Before Virtual Reality: Visualising Ancient Sumerian Luxury in the Great Depression
Lead Research Organisation:
University College London
Department Name: History
Abstract
This project's starting point is a collection of 67 watercolours (and associated correspondence) showing several 100 objectsfrom the famous 'Royal Cemetery' of ancient Ur, excavated by Sir Leonard Woolley (1880-1960) in southern Iraq in 1922-34. The archaeological illustrator Mary Louise Baker (1872-1972) painted them for his two-volume excavation report. They are now owned by Birmingham Museum and Art Gallery (BMAG), part of Birmingham Museums Trust. It is difficult to recapture, nearly 90 years later, the worldwide impact of Woolley's discoveries of the 4500-year-old 'Royal Cemetery' at Ur, supposed birthplace of the biblical patriarch Abraham. In 1927-8, just as public interest was beginning to fade in Carter's opening of pharaoh Tutankhamun's tomb five years earlier, this ancient city in the newly created British Mandate of Iraq started to yield finds that were just as spectacular. Woolley's team uncovered a sequence of vaulted tombs whose elite occupants, accompanied by their retainers, had gone to their deaths adorned with jewellery and equipped for an energetic afterlife with an astonishing range of beautiful objects made with expensive imported materials. In advance of the development of reliable colour photography, he engaged Baker, then employed by dig co-sponsor University of Pennsylvania Museum, to document the richly coloured finds for publication, including his wife Katharine Woolley's famous but controversial reconstruction of the headdress of Queen Pu-abi. Baker's vivid, technically accurate watercolour images were widely reproduced in academic and popular publications alike. They chimed perfectly with the flapper aesthetic of the interwar period, and probably influenced it. Yet powerful and resonant as these images are, they have never been subject to academic study.

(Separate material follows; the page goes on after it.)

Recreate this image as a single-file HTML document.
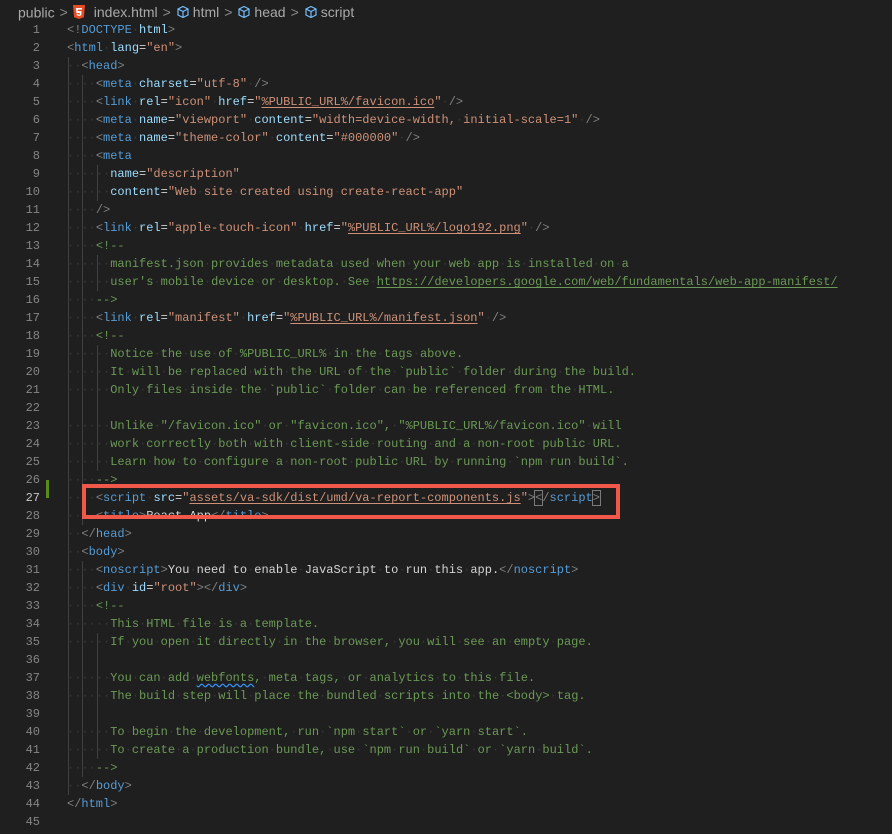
<!DOCTYPE html>
<html><head><meta charset="utf-8">
<style>
html,body{margin:0;padding:0;background:#1f1f1f;width:892px;height:834px;overflow:hidden;position:relative}
#bc{position:absolute;top:2px;left:18px;height:18px;font:14px "Liberation Sans",sans-serif;color:#a9a9a9;white-space:nowrap;line-height:18px}
#bc span{vertical-align:middle}
#bc svg{vertical-align:middle}
.sep{color:#8a8a8a;margin:0 5px}
.ln{position:absolute;left:0;width:40px;text-align:right;font:12px "Liberation Mono",monospace;color:#858585;line-height:18px}
.cl{position:absolute;left:67px;font:12px "Liberation Mono",monospace;line-height:18px;white-space:pre;color:#d4d4d4}
.t{color:#569cd6}.p{color:#808080}.a{color:#9cdcfe}.s{color:#ce9178}.c{color:#6a9955}.x{color:#d4d4d4}
.u{text-decoration:underline;text-underline-offset:2px}
.w{color:#383838}
.g{position:absolute;width:1px;background:#404040}
</style></head><body>
<div id="bc"><span>public</span><span class="sep">&gt;</span><svg width="12" height="14" viewBox="0 0 12 14"><path d="M0 0h12l-1.1 12.3L6 14 1.1 12.3z" fill="#e44d26"/><path d="M3 3h6l-.2 1.6H4.7l.1 1.5h3.8l-.4 4.2L6 11l-2.2-.7-.1-1.6h1.4l.1.7 .8.3.8-.3.1-1.4H3.4z" fill="#fff"/></svg><span style="margin-left:9px">index.html</span><span class="sep">&gt;</span><svg width="14" height="14" viewBox="0 0 14 14"><path d="M7 1.5l5 2.5v6l-5 2.5-5-2.5V4zM2 4l5 2.5L12 4M7 6.5v6" fill="none" stroke="#75beff" stroke-width="1.2"/></svg><span style="margin-left:3px">html</span><span class="sep">&gt;</span><svg width="14" height="14" viewBox="0 0 14 14"><path d="M7 1.5l5 2.5v6l-5 2.5-5-2.5V4zM2 4l5 2.5L12 4M7 6.5v6" fill="none" stroke="#75beff" stroke-width="1.2"/></svg><span style="margin-left:3px">head</span><span class="sep">&gt;</span><svg width="14" height="14" viewBox="0 0 14 14"><path d="M7 1.5l5 2.5v6l-5 2.5-5-2.5V4zM2 4l5 2.5L12 4M7 6.5v6" fill="none" stroke="#75beff" stroke-width="1.2"/></svg><span style="margin-left:3px">script</span></div>

<div class="g" style="left:68px;top:57px;height:738px"></div>
<div class="g" style="left:82px;top:75px;height:450px"></div>
<div class="g" style="left:82px;top:561px;height:216px"></div>
<div class="g" style="left:97px;top:165px;height:36px"></div>
<div class="g" style="left:97px;top:255px;height:36px"></div>
<div class="g" style="left:97px;top:345px;height:126px"></div>
<div class="g" style="left:97px;top:633px;height:126px"></div>

<div style="position:absolute;left:46px;top:480px;width:3px;height:18px;background:#5a8a1a"></div>

<div id="code">
<div class="cl" style="top:21px"><span class="p">&lt;!</span><span class="t">DOCTYPE</span> <span class="a">html</span><span class="p">&gt;</span></div>
<div class="cl" style="top:39px"><span class="p">&lt;</span><span class="t">html</span> <span class="a">lang</span><span class="x">=</span><span class="s">"en"</span><span class="p">&gt;</span></div>
<div class="cl" style="top:57px">  <span class="p">&lt;</span><span class="t">head</span><span class="p">&gt;</span></div>
<div class="cl" style="top:75px">    <span class="p">&lt;</span><span class="t">meta</span> <span class="a">charset</span><span class="x">=</span><span class="s">"utf-8"</span> <span class="p">/&gt;</span></div>
<div class="cl" style="top:93px">    <span class="p">&lt;</span><span class="t">link</span> <span class="a">rel</span><span class="x">=</span><span class="s">"icon"</span> <span class="a">href</span><span class="x">=</span><span class="s">"<span class="u">%PUBLIC_URL%/favicon.ico</span>"</span> <span class="p">/&gt;</span></div>
<div class="cl" style="top:111px">    <span class="p">&lt;</span><span class="t">meta</span> <span class="a">name</span><span class="x">=</span><span class="s">"viewport"</span> <span class="a">content</span><span class="x">=</span><span class="s">"width=device-width, initial-scale=1"</span> <span class="p">/&gt;</span></div>
<div class="cl" style="top:129px">    <span class="p">&lt;</span><span class="t">meta</span> <span class="a">name</span><span class="x">=</span><span class="s">"theme-color"</span> <span class="a">content</span><span class="x">=</span><span class="s">"#000000"</span> <span class="p">/&gt;</span></div>
<div class="cl" style="top:147px">    <span class="p">&lt;</span><span class="t">meta</span></div>
<div class="cl" style="top:165px">      <span class="a">name</span><span class="x">=</span><span class="s">"description"</span></div>
<div class="cl" style="top:183px">      <span class="a">content</span><span class="x">=</span><span class="s">"Web site created using create-react-app"</span></div>
<div class="cl" style="top:201px">    <span class="p">/&gt;</span></div>
<div class="cl" style="top:219px">    <span class="p">&lt;</span><span class="t">link</span> <span class="a">rel</span><span class="x">=</span><span class="s">"apple-touch-icon"</span> <span class="a">href</span><span class="x">=</span><span class="s">"<span class="u">%PUBLIC_URL%/logo192.png</span>"</span> <span class="p">/&gt;</span></div>
<div class="cl c" style="top:237px">    &lt;!--</div>
<div class="cl c" style="top:255px">      manifest.json provides metadata used when your web app is installed on a</div>
<div class="cl c" style="top:273px">      user's mobile device or desktop. See <span class="u">https://developers.google.com/web/fundamentals/web-app-manifest/</span></div>
<div class="cl c" style="top:291px">    --&gt;</div>
<div class="cl" style="top:309px">    <span class="p">&lt;</span><span class="t">link</span> <span class="a">rel</span><span class="x">=</span><span class="s">"manifest"</span> <span class="a">href</span><span class="x">=</span><span class="s">"<span class="u">%PUBLIC_URL%/manifest.json</span>"</span> <span class="p">/&gt;</span></div>
<div class="cl c" style="top:327px">    &lt;!--</div>
<div class="cl c" style="top:345px">      Notice the use of %PUBLIC_URL% in the tags above.</div>
<div class="cl c" style="top:363px">      It will be replaced with the URL of the `public` folder during the build.</div>
<div class="cl c" style="top:381px">      Only files inside the `public` folder can be referenced from the HTML.</div>
<div class="cl c" style="top:399px"></div>
<div class="cl c" style="top:417px">      Unlike "/favicon.ico" or "favicon.ico", "%PUBLIC_URL%/favicon.ico" will</div>
<div class="cl c" style="top:435px">      work correctly both with client-side routing and a non-root public URL.</div>
<div class="cl c" style="top:453px">      Learn how to configure a non-root public URL by running `npm run build`.</div>
<div class="cl c" style="top:471px">    --&gt;</div>
<div class="cl" style="top:489px">    <span class="p">&lt;</span><span class="t">script</span> <span class="a">src</span><span class="x">=</span><span class="s">"<span class="u">assets/va-sdk/dist/umd/va-report-components.js</span>"</span><span class="p">&gt;<span style="outline:1px solid #7a7a7a">&lt;</span>/</span><span class="t">script</span><span class="p" style="outline:1px solid #7a7a7a">&gt;</span></div>
<div class="cl" style="top:507px">    <span class="p">&lt;</span><span class="t">title</span><span class="p">&gt;</span><span class="x">React App</span><span class="p">&lt;/</span><span class="t">title</span><span class="p">&gt;</span></div>
<div class="cl" style="top:525px">  <span class="p">&lt;/</span><span class="t">head</span><span class="p">&gt;</span></div>
<div class="cl" style="top:543px">  <span class="p">&lt;</span><span class="t">body</span><span class="p">&gt;</span></div>
<div class="cl" style="top:561px">    <span class="p">&lt;</span><span class="t">noscript</span><span class="p">&gt;</span><span class="x">You need to enable JavaScript to run this app.</span><span class="p">&lt;/</span><span class="t">noscript</span><span class="p">&gt;</span></div>
<div class="cl" style="top:579px">    <span class="p">&lt;</span><span class="t">div</span> <span class="a">id</span><span class="x">=</span><span class="s">"root"</span><span class="p">&gt;&lt;/</span><span class="t">div</span><span class="p">&gt;</span></div>
<div class="cl c" style="top:597px">    &lt;!--</div>
<div class="cl c" style="top:615px">      This HTML file is a template.</div>
<div class="cl c" style="top:633px">      If you open it directly in the browser, you will see an empty page.</div>
<div class="cl c" style="top:651px"></div>
<div class="cl c" style="top:669px">      You can add <span style="text-decoration:underline wavy #3794ff;text-underline-offset:2px">webfonts</span>, meta tags, or analytics to this file.</div>
<div class="cl c" style="top:687px">      The build step will place the bundled scripts into the &lt;body&gt; tag.</div>
<div class="cl c" style="top:705px"></div>
<div class="cl c" style="top:723px">      To begin the development, run `npm start` or `yarn start`.</div>
<div class="cl c" style="top:741px">      To create a production bundle, use `npm run build` or `yarn build`.</div>
<div class="cl c" style="top:759px">    --&gt;</div>
<div class="cl" style="top:777px">  <span class="p">&lt;/</span><span class="t">body</span><span class="p">&gt;</span></div>
<div class="cl" style="top:795px"><span class="p">&lt;/</span><span class="t">html</span><span class="p">&gt;</span></div>
</div>

<div id="nums"></div>
<div style="position:absolute;left:82px;top:484px;width:530px;height:27px;border:4px solid #f0584a"></div>

<script>
var n=document.getElementById('nums'),h='';
for(var i=1;i<=45;i++){h+='<div class="ln" style="top:'+(21+(i-1)*18)+'px;'+(i==27?'color:#c6c6c6':'')+'">'+i+'</div>';}
n.innerHTML=h;
function walk(el){
  for(var c=el.firstChild;c;c=c.nextSibling){
    if(c.nodeType==3){
      if(c.nodeValue.indexOf(' ')>=0){
        var parts=c.nodeValue.split(' '),f=document.createDocumentFragment();
        parts.forEach(function(p,k){
          if(k>0){var s=document.createElement('span');s.className='w';s.textContent='\u00b7';f.appendChild(s);}
          if(p)f.appendChild(document.createTextNode(p));
        });
        var nx=c.nextSibling;el.replaceChild(f,c);c=nx?nx.previousSibling:el.lastChild;
      }
    } else if(c.nodeType==1) walk(c);
  }
}
walk(document.getElementById('code'));
</script>
</body></html>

The CDA project will thus explore the production and reception of Baker's watercolours from several different angles. First, it will investigate how Baker's work built on, or responded to, the prior archaeological visualisation strategies of Leonard and Katharine Woolley, as well as Baker herself. Second, it will explore the ways in which Baker's watercolours were deployed in publications and museum displays in Britain, the United States, and further afield. This part of the project will seek to understand the relationship between objects in their archaeological context, text and image technologies such as photography, technical drawing and watercolour in a cross-section of books and exhibitions. Third, the project will situate Baker's aesthetic within the wider visual culture of the time. Images of ancient Sumerian luxury tapped very effectively into decadent flapper culture of the late 1920s. In 1929, the Wall Street Crash precipitated a plunge into worldwide economic depression. How did public responses to Baker and Woolley's work change in these new circumstances: was it ever more important to escape into a fantastical luxurious past, or were ancient symbols of wealth now repudiated?
At UCL's History Department, student Hélène Maloigne will benefit from Robson's expertise in ancient Iraq and the history of its archaeology, and can call on specialists in interwar America. Robson also holds a related CDA with the British Museum, Woolley's other co-sponsor. The two projects will be mutually supportive.
At BMAG, Maloigne will help to catalogue Baker's watercolours, and participate in a programme of public engagement that will inform their display and public presentation. Components will include an online presence, as well as community engagement and learning. Birmingham has the most diverse and the youngest population of any city in Europe, including migrants from Iraq. BMAG aims to provide a space in which diverse communities can explain themselves to and learn about each other. The study of ancient civilisations, and their contribution to the present through different strands of
heritage, is an important part of this strategy.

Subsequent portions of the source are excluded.